Small Cells and Health - L2
What are small cells?
What is the output power of a small cell?
What research has been undertaken?
Are there safety limits for radio waves - do small cells comply?
What about potential implications for children?
Small cells are physically small radio base stations that complement the macro network to improve coverage, add capacity, and support new services and user experiences. There are various types of small cell, with varying range, power level and form factor.
The smallest units are for indoor residential use with a similar power to a Wi-Fi modem and are sometimes referred to as femtocells. The largest units are for urban or rural outdoors and typically consist of a small equipment cabinet and small antennas. They are often located on existing facilities like street lights, power utility poles and buildings.
Residential indoor small cell - often refered to as a femotcell
Small cells, have a low output power. Typically less than 1 watt for residential home indoor units and typically up to 40 watts for urban and rural applications. The power level of a small cell will vary depending on the use case.
Small cells points emit very low levels of radio waves (also known as radiofrequency (RF) electromagnetic fields) when being used. The safety of radio waves has been extensively studied for more than 50 years.
Numerous independent scientific expert panels, health agencies and standard-setting organisations around the world regularly review this large and growing body of research. These organisations have all reached the same general scientific conclusion: that there are no established health effects from exposure to radio waves below the limits applicable to wireless communications systems.
Are there safety limits for exposure to radio waves and do small cells/access points comply with these?

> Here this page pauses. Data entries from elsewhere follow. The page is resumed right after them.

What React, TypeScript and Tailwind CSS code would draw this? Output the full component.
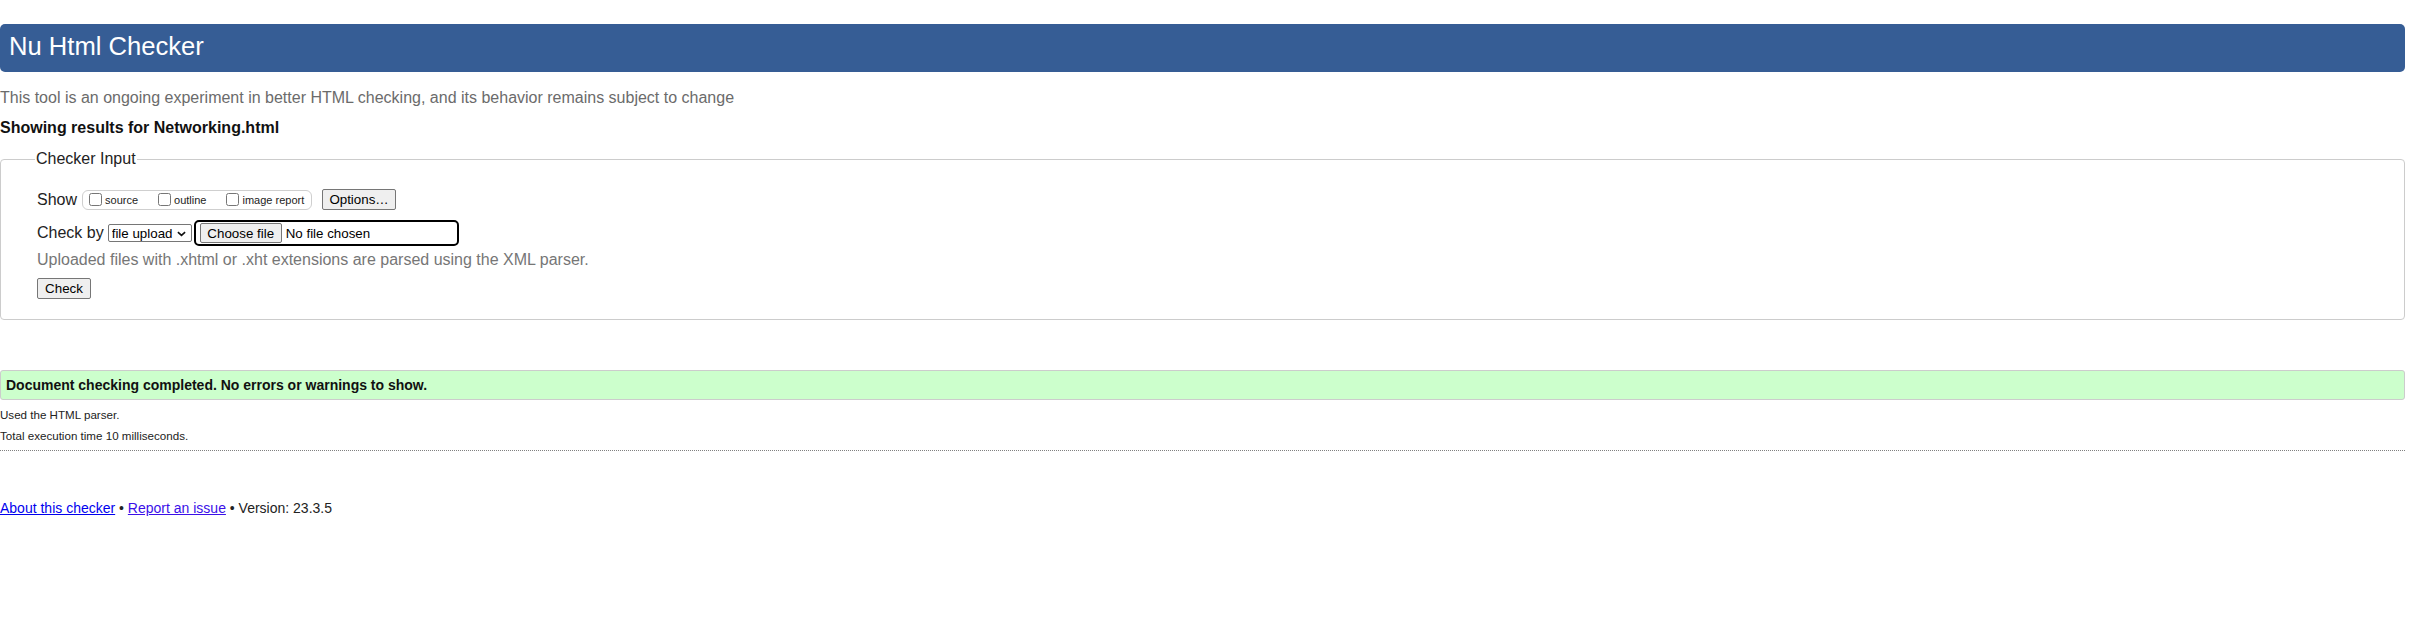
import { useState } from 'react'

const SHOW_OPTIONS = ['source', 'outline', 'image report']

export default function App() {
  const [checked, setChecked] = useState<Record<string, boolean>>({})
  const [method, setMethod] = useState('file')

  return (
    <div className="min-h-screen bg-white pr-[27px] font-['Liberation_Sans',Arial,sans-serif] text-[#222]">
      {/* Header */}
      <h1 className="mt-[24px] h-[48px] rounded-[5px] bg-[#365d95] pl-[9px] pt-[8px] text-[25.6px] font-normal leading-[29px] text-white">
        Nu Html Checker
      </h1>

      <p className="mt-[17px] text-[16px] leading-[18px] text-[#6b6b6b]">
        This tool is an ongoing experiment in better HTML checking, and its behavior remains subject to change
      </p>
      <p className="mt-[12px] text-[16px] font-bold leading-[18px] text-[#111]">
        Showing results for Networking.html
      </p>

      {/* Checker input */}
      <fieldset className="mt-[13px] rounded-[4px] border border-[#cccccc] pb-[20px] pl-[36px] pt-[21px]">
        <legend className="ml-[-2px] px-[1px] text-[16px] leading-[18px]">Checker Input</legend>

        <div className="flex h-[21px] items-center">
          <span className="text-[16px] leading-[18px]">Show</span>
          <div className="ml-[5px] flex h-[20px] w-[230px] items-center rounded-[6px] border border-[#cfcfcf] pl-[6px]">
            {SHOW_OPTIONS.map((opt, i) => (
              <label key={opt} className={`flex items-center gap-[3px] ${i > 0 ? 'ml-[20px]' : ''}`}>
                <input
                  type="checkbox"
                  checked={!!checked[opt]}
                  onChange={(e) => setChecked({ ...checked, [opt]: e.target.checked })}
                  className="m-0 h-[13px] w-[13px]"
                />
                <span className="pt-[2px] text-[11px] leading-[13px]">{opt}</span>
              </label>
            ))}
          </div>
          <button className="ml-[10px] h-[21px] w-[74px] rounded-[2px] border border-[#767676] bg-[#efefef] text-[13.33px] leading-[15px] text-black">
            Options…
          </button>
        </div>

        <div className="mt-[10px] flex h-[26px] items-center">
          <span className="text-[16px] leading-[18px]">Check by</span>
          <span className="relative ml-[4px] flex">
            <select
              value={method}
              onChange={(e) => setMethod(e.target.value)}
              className="h-[18px] w-[84px] appearance-none rounded-[2px] border border-[#767676] bg-white pl-[3px] text-[13.33px] leading-[15px] text-black"
            >
              <option value="address">address</option>
              <option value="file">file upload</option>
              <option value="text">text input</option>
            </select>
            <svg
              viewBox="0 0 10 6"
              className="pointer-events-none absolute right-[6px] top-[6.5px] h-[6px] w-[9px]"
              fill="none"
              stroke="#111"
              strokeWidth="1.8"
            >
              <path d="M1 1l4 3.6L9 1" />
            </svg>
          </span>
          <div className="ml-[2px] flex h-[26px] w-[265px] items-center rounded-[5px] border-2 border-black pl-[4px]">
            <button className="h-[20px] w-[82px] rounded-[2px] border border-[#767676] bg-[#efefef] text-[13.33px] leading-[15px] text-black">
              Choose file
            </button>
            <span className="ml-[4px] text-[13.33px] leading-[15px] text-black">No file chosen</span>
          </div>
        </div>

        <p className="mt-[5px] text-[16px] leading-[18px] text-[#767676]">
          Uploaded files with .xhtml or .xht extensions are parsed using the XML parser.
        </p>

        <button className="mt-[9px] block h-[21px] w-[54px] rounded-[2px] border border-[#767676] bg-[#efefef] text-[13.33px] leading-[15px] text-black">
          Check
        </button>
      </fieldset>

      {/* Results */}
      <div className="mt-[50px] rounded-[3px] border border-[#cccccc] bg-[#ccffcc] py-[6px] pl-[5px] text-[14px] font-bold leading-[16px] text-[#111]">
        Document checking completed. No errors or warnings to show.
      </div>
      <p className="mt-[4px] text-[11.6px] leading-[21px]">Used the HTML parser.</p>
      <p className="text-[11.6px] leading-[21px]">Total execution time 10 milliseconds.</p>

      <hr className="mt-[4px] border-t border-dotted border-[#808080]" />

      {/* Footer */}
      <p className="mt-[49px] text-[14px] leading-[16px]">
        <a href="#" className="text-[#0000ee] underline">
          About this checker
        </a>
        {' • '}
        <a href="#" className="text-[#3b10e8] underline">
          Report an issue
        </a>
        {' • Version: 23.3.5'}
      </p>
    </div>
  )
}
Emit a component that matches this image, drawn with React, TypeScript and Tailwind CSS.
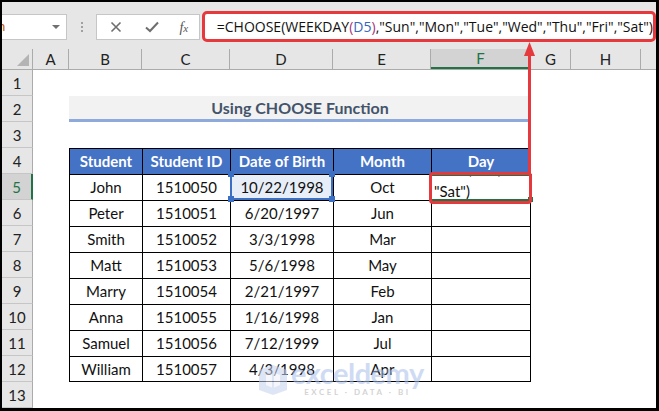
import React from "react"

const letters = ["A", "B", "C", "D", "E", "F", "G", "H"]
const colW = ["w-[36px]", "w-[73px]", "w-[88px]", "w-[103px]", "w-[98px]", "w-[100px]", "w-[40px]", "w-[70px]"]

const students = [
  ["John", "1510050", "10/22/1998", "Oct"],
  ["Peter", "1510051", "6/20/1997", "Jun"],
  ["Smith", "1510052", "3/3/1998", "Mar"],
  ["Matt", "1510053", "5/6/1998", "May"],
  ["Marry", "1510054", "2/21/1997", "Feb"],
  ["Anna", "1510055", "1/16/1998", "Jan"],
  ["Samuel", "1510056", "7/12/1999", "Jul"],
  ["William", "1510057", "4/3/1998", "Apr"],
]

const font = { fontFamily: "Lato, 'Open Sans', sans-serif" }

const RowHead = ({ n, active }: { n: number; active?: boolean }) => (
  <div
    className={
      active
        ? "w-[31px] shrink-0 flex items-end justify-center pb-[1px] text-[15px] bg-[#d3d3d3] text-[#217346] border-b border-b-[#c6c6c6] border-r-2 border-r-[#217346]"
        : "w-[31px] shrink-0 flex items-end justify-center pb-[1px] text-[15px] bg-[#e6e6e6] text-[#222] border-b border-b-[#c6c6c6] border-r border-r-[#ababab]"
    }
  >
    {n}
  </div>
)

const Row = ({ n, active, children }: { n: number; active?: boolean; children?: React.ReactNode }) => (
  <div className="flex h-[26px] shrink-0">
    <RowHead n={n} active={active} />
    <div className="w-[36px] shrink-0" />
    {children}
  </div>
)

const cellBase = "shrink-0 flex items-center justify-center border-l border-t border-black text-[15px] text-[#111]"

export default function App() {
  return (
    <div className="w-[659px] h-[411px] bg-black pt-[2px] pl-[2px] pr-[3px] pb-[3px]" style={font}>
      <div className="relative w-full h-full bg-white flex flex-col overflow-hidden">
        {/* toolbar */}
        <div className="h-[47px] shrink-0 bg-[#e6e6e6] flex pt-[12px]">
          <div className="w-[69px] h-[26px] bg-white border border-l-0 border-[#c6c6c6] flex items-center justify-between pr-[6px] overflow-hidden">
            <span className="text-[13px] text-[#c55a11] -ml-[4px]">n</span>
            <span className="w-0 h-0 border-l-[4px] border-r-[4px] border-t-[4px] border-l-transparent border-r-transparent border-t-[#707070]" />
          </div>
          <div className="w-[31px] flex flex-col items-center justify-center gap-[2px] h-[26px]">
            <span className="w-[2px] h-[2px] bg-[#a0a0a0]" />
            <span className="w-[2px] h-[2px] bg-[#a0a0a0]" />
            <span className="w-[2px] h-[2px] bg-[#a0a0a0]" />
          </div>
          <div className="w-[109px] h-[26px] bg-white border border-[#c6c6c6] flex items-center pl-[13px]">
            <svg width="12" height="12" viewBox="0 0 12 12" className="shrink-0">
              <path d="M1.5 1.5 L10.5 10.5 M10.5 1.5 L1.5 10.5" stroke="#6e6e6e" strokeWidth="1.6" />
            </svg>
            <svg width="14" height="12" viewBox="0 0 14 12" className="ml-[23px] shrink-0">
              <path d="M1 6.5 L5 10 L13 1.5" stroke="#6e6e6e" strokeWidth="2" fill="none" />
            </svg>
            <span className="ml-[20px] text-[14px] italic text-[#555]" style={{ fontFamily: "'Liberation Serif', serif" }}>
              f<span className="text-[11px]">x</span>
            </span>
          </div>
          <div className="w-[2px]" />
          <div className="flex-1 h-[31px] -mt-[3px] border-[3px] border-[#e5393e] rounded-[5px] bg-white flex items-center pl-[12px] text-[14px] text-[#111] whitespace-nowrap" style={{ fontFamily: "'Open Sans', sans-serif" }}>
            =CHOOSE(WEEKDAY<span className="text-[#a8337a]">(</span>
            <span className="text-[#3566c0]">D5</span>
            <span className="text-[#a8337a]">)</span>,"Sun","Mon","Tue","Wed","Thu","Fri","Sat")
          </div>
        </div>

        {/* column headers */}
        <div className="flex h-[21px] shrink-0 bg-[#e6e6e6] border-b border-[#ababab]">
          <div className="w-[31px] shrink-0 border-r border-[#ababab] relative">
            <svg width="12" height="12" viewBox="0 0 12 12" className="absolute right-[3px] bottom-[3px]">
              <path d="M12 0 L12 12 L0 12 Z" fill="#b4b4b4" />
            </svg>
          </div>
          {letters.map((l, i) =>
            l === "F" ? (
              <div key={l} className={`${colW[i]} shrink-0 flex items-center justify-center text-[15px] bg-[#d3d3d3] text-[#217346] border-b-2 border-b-[#217346] border-r border-r-[#ababab]`}>
                {l}
              </div>
            ) : (
              <div key={l} className={`${colW[i]} shrink-0 flex items-center justify-center text-[15px] text-[#222] border-r border-[#ababab]`}>
                {l}
              </div>
            )
          )}
          <div className="flex-1" />
        </div>

        <Row n={1} />
        <Row n={2}>
          <div className="w-[462px] shrink-0 bg-[#f2f2f2] border-b-[3px] border-[#8eaadb] flex items-center justify-center font-bold text-[16px] text-[#44546a]">
            Using CHOOSE Function
          </div>
        </Row>
        <Row n={3} />
        <Row n={4}>
          {["Student", "Student ID", "Date of Birth", "Month", "Day"].map((h, i) => (
            <div
              key={h}
              className={`${colW[i + 1]} ${cellBase} bg-[#4472c4] font-bold text-white ${i === 4 ? "border-r" : ""}`}
            >
              {h}
            </div>
          ))}
        </Row>
        {students.map((s, idx) => (
          <Row key={s[0]} n={idx + 5} active={idx === 0}>
            {s.map((v, i) => (
              <div
                key={i}
                className={`${colW[i + 1]} ${cellBase} ${idx === 7 ? "border-b" : ""} ${idx === 0 && i === 2 ? "bg-[#e8eef8]" : ""}`}
              >
                {v}
              </div>
            ))}
            <div className={`${colW[5]} ${cellBase} border-r ${idx === 7 ? "border-b" : ""} relative overflow-hidden`}>
              {idx === 0 && (
                <div className="absolute left-[2px] bottom-[-2px] leading-[22px] text-[15px] text-[#111] whitespace-nowrap">
                  <div>"Thu","Fri",</div>
                  <div>"Sat")</div>
                </div>
              )}
            </div>
          </Row>
        ))}
        <Row n={13} />

        {/* D5 range highlight */}
        <div className="absolute left-[228px] top-[172px] w-[103px] h-[26px] border-2 border-[#3b6fc4] border-t-0">
          <span className="absolute -left-[4px] -top-[3px] w-[6px] h-[6px] bg-[#3b6fc4]" />
          <span className="absolute -right-[4px] -top-[3px] w-[6px] h-[6px] bg-[#3b6fc4]" />
          <span className="absolute -left-[4px] -bottom-[4px] w-[6px] h-[6px] bg-[#3b6fc4]" />
          <span className="absolute -right-[4px] -bottom-[4px] w-[6px] h-[6px] bg-[#3b6fc4]" />
        </div>

        {/* F5 active cell */}
        <div className="absolute left-[428px] top-[172px] w-[102px] h-[27px] border-2 border-[#217346]">
          <span className="absolute -right-[3px] -bottom-[3px] w-[5px] h-[5px] bg-[#217346]" />
        </div>
        <div className="absolute left-[427px] top-[170px] w-[103px] h-[32px] border-[3px] border-[#e5393e] rounded-[4px]" />

        {/* arrow */}
        <svg className="absolute left-[520px] top-[40px]" width="16" height="133" viewBox="0 0 16 133">
          <path d="M7.5 10 L7.5 133" stroke="#e5393e" strokeWidth="3" />
          <path d="M7.5 0 L13 14 L2 14 Z" fill="#e5393e" />
        </svg>

        {/* watermark */}
        <div className="absolute left-[255px] top-[357px] flex items-start gap-[2px] opacity-55 pointer-events-none">
          <svg width="32" height="32" viewBox="0 0 32 32" className="mt-[5px]">
            <path d="M2 6 L16 1 L30 6 L30 26 L16 31 L2 26 Z" fill="#c4d2ee" />
            <path d="M9 11 L16 8 L23 11 L23 21 L16 24 L9 21 Z" fill="#eef2fa" />
            <path d="M16 8 L16 24" stroke="#c4d2ee" strokeWidth="2" />
          </svg>
          <div className="flex flex-col items-center leading-none">
            <span className="text-[29px] font-bold text-[#a9bfea] tracking-[-0.5px] leading-[28px]">exceldemy</span>
            <span className="text-[8px] tracking-[2.5px] text-[#b0b0b0] mt-[1px] font-bold">EXCEL · DATA · BI</span>
          </div>
        </div>
      </div>
    </div>
  )
}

Yes. Small cells must comply with the same safety limits that are applied to other wireless devices. These safety limits have been established by the International Commission on Non-Ionizing Radiation Protection (ICNIRP). They have been endorsed by the World Health Organization (WHO) and widely adopted by the EU and governments around the world.
The health and safety of children is important to all of us. Substantial safety margins are incorporated in the standards with which small cells and other radio and wireless products must comply. These safety margins provide protection for everyone, including children.